Repertory is a mine – gold, diamond, platinum – according to the knowledge one cultivates in using it – and never exhausting.  Certainly one repertory alone will not furnish all.  We must learn to combine many – BOGER, BOGER-BOENNINGHAUSEN, CLARKE, BOERICKE, KNERR, KENT, BELL etc.  What may be missing in one will be found in another.  Continuous up-dating as also cross-referencing the ‘main’ repertory (Kent) is a must.  Books like Dr. Borland’s ‘Children’s Types’, Burnett’s ‘Delicate, Backward children’. Vannier’s ‘Difficult, Backward children’ all would help a great deal.  In the edition of Kent’s Repertory (1887 Edn) there was a rubric ‘CHILDREN, Affections in’ which has been omitted in later editions; we may add that: 
  
To summarise: 
1.  Child health-care begins with the health-care of its mother; anti-miasmatic remedy should be given to the pregnant mother rather than later vaccinations to the child; 
2.  Examination of the child must be thorough – both subjective and objective; 
3.  Note child’s behavior, facial expression, moods, responses, reflexes; colour of skin, tone of tissues, hair, perspiration, odours; 
4.  Check whether milestones, crossed; 
5.  Nutritional history. 
6.  Abnormal growth or retardation. 
7.  Warts, moles, eruptions, etc. 
8.  Enquire h/o injuries, shocks, etc. 
9.  Enquire for immunizations and reactions. 
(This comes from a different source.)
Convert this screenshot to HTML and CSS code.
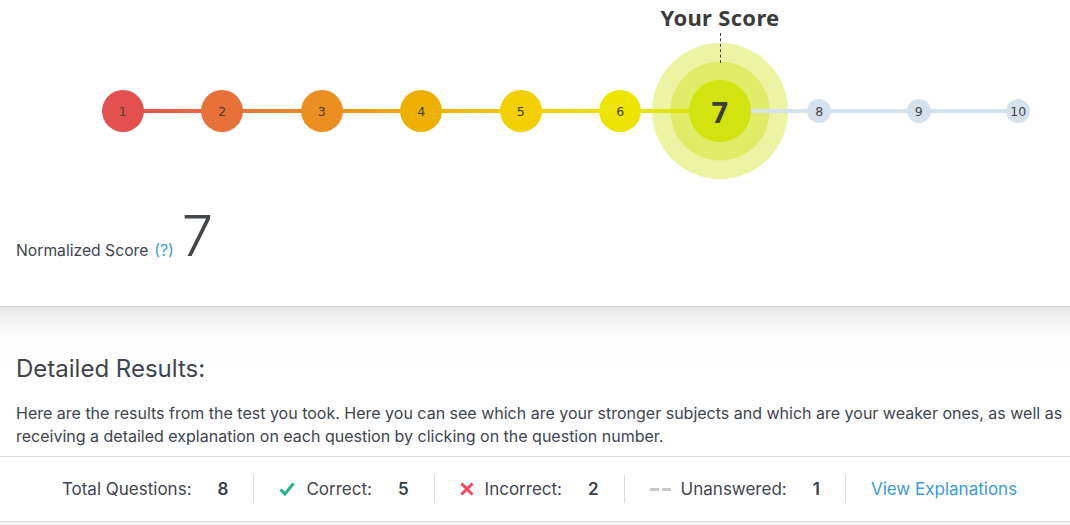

10.  Teach the parents simple hygiene; 
11.  Suggest cheap, easily available nutrition; 
12.  Pay the same attention and care to the poor children who need your help more as you would for the rich who may pay you more; you will never be worse for it; 
13.  Understand the anxiety of the parents and do not ignore their judgements; 
14.  Be kind and sympathetic; 
15.  Never be cursory in your attitude; take as much time required; 
16.  Handle the child gently, respect its words and feelings also; 
17.  ‘Quality’ means doing everything as well as possible; keep apace with the general progress in medicine, nutritional and environmental sciences and learn to adapt them without violating the homœopathic laws. 
18.  Do not feel shy to refer to your reference books in the presence of the patient. 
  
Symptoms totality is not a mere total of symptoms.  We have to make a qualitative selection from the many symptoms noted down. 
  
In children remedy appears to be quickly consumed and hence may require more frequent repetition; the faster the biological activity the faster will the remedy effect wear off. 
  
There are many children ‘living’ but ‘sick’.  Each child possesses a potential asset and we should endeavour to help develop it. 
  
HAHNEMANN has said that a ‘medium illness’ becomes a ‘serious one’ because of bad handling by the doctor.  “The homœopath cannot, when he fails, find comfort in the attitude that science knows no answer for the condition which defies him. The range of possibilities inherent in Homœopathy is so boundless.”  Constant striving must be our motto. 
  
“Pure Homœopathy does not camouflage symptoms.  In curing the patient, it liberates him little by little.  When one sees families which for several generations have had hare-lip or cleft palate which increase in each generation, and which, thanks to proper preserving homœopathic treatment, subsequent generations are freed from, when one attends neuropathic or tuberculous families (especially if one can treat the mother during gestation) and can point to healthy descendants having healthy children; when these chronic tendencies which have a propensity to appear in successive generations stopped from the moment when the law of similar is applied; when one looks through the statistics, hears the stories of patients or the case reports of homœopathic doctors who, from father to son, have handled generations of the same family, then indeed one penetrates the privilege of liberation and the renovation possible to the race by the aid of a therapeutic based on a veritable natural law.  And the public, like the doctors, can never feel gratitude enough for this unique method.” (Pierre SCHMIDT). 
  
“It is not safeguard of the individual who is a passing phenomenon; it is more important to safeguard the species”.  (Higinio G. PEREZ).